It has been 10 years since members of al-Qaida seized control of four commercial airliners and committed acts of terrorism that shocked the world.
by J.J. Smith
During the decade since the 9/11 attacks, video equipment—from video surveillance systems to airport scanning devices—have played a major role in the War on Terror. However, there are those who allege that the growth in surveillance cameras is slowly creating a “Big Brother” society. Conversely, there are those who say the cameras are necessary to ensure the safety of U.S. citizens. Are both true?
There does not seem to be any evidence to support that the use of surveillance cameras is creating a Big Brother state. At least not in the way George Orwell described. Large-screen televisions have become the norm in both public and in residences, but the government cannot watch viewers through their TVs (as in Orwell’s novel “1984”).
However, it is probable that increased surveillance in airports and on the streets has deterred some terrorist attacks on U.S. soil. But to prove that will likely take an admission by a captured terrorist that a location’s surveillance cameras prevented an operation from proceeding. Such an admission is not likely.
Those opposed to the government’s use of video surveillance are fond of quoting Benjamin Franklin, who wrote, “They who can give up essential liberty to obtain a little temporary safety, deserve neither liberty nor safety.”
I am not sure how being watched by a video camera while on the street, or passing through an airport screening device to board a privately owned commercial airliner, constitutes surrendering “essential liberty,” but that claim has been made. No one has to ride an airplane.
The truth seems to be that despite the growth of video surveillance to prevent terrorism, the United States remains essentially free.
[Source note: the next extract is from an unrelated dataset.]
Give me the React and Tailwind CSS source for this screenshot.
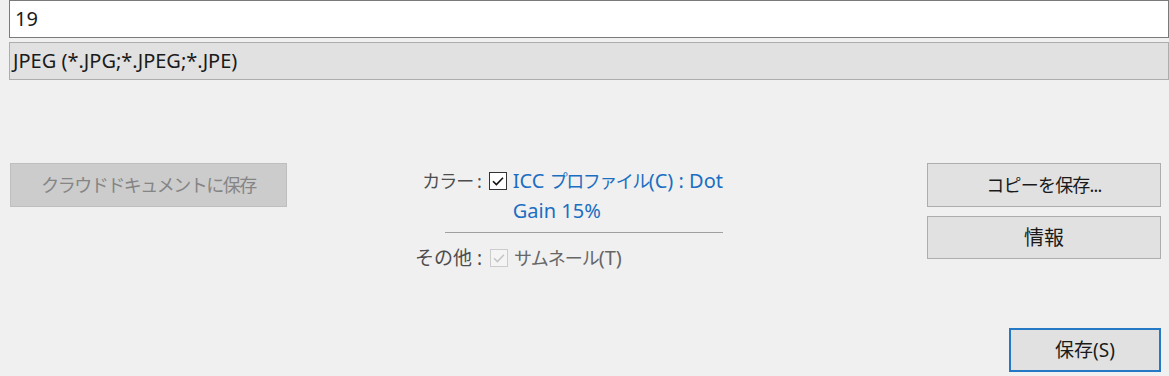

While there have been past abuses by federal law enforcement agencies—such as the surveillance and infiltration of the Civil Rights and Anti-War Movements of the 1960s and ‘70s—the War on Terror has not led to the government imposing martial law; or the courts turning into star chambers; or the legislatures becoming rubber stamp assemblies; or federal law enforcement taking on the guise of state secret police agencies such as Nazi Germany’s Gestapo or the Soviet Union’s KGB; or the country becoming a totalitarian/authoritarian nightmare (despite the shouting, the Tea Party emerged in an environment of political pluralism).
Going back to Franklin, at the end of the Constitutional Convention of 1787 he was asked if the country was to be a republic or monarchy; he said, “A republic, if you can keep it.” So it is everyone’s duty—not just those opposed to the use of video cameras— to ensure that the acceptance of video surveillance for security reasons does not become the first nail in a coffin for liberty.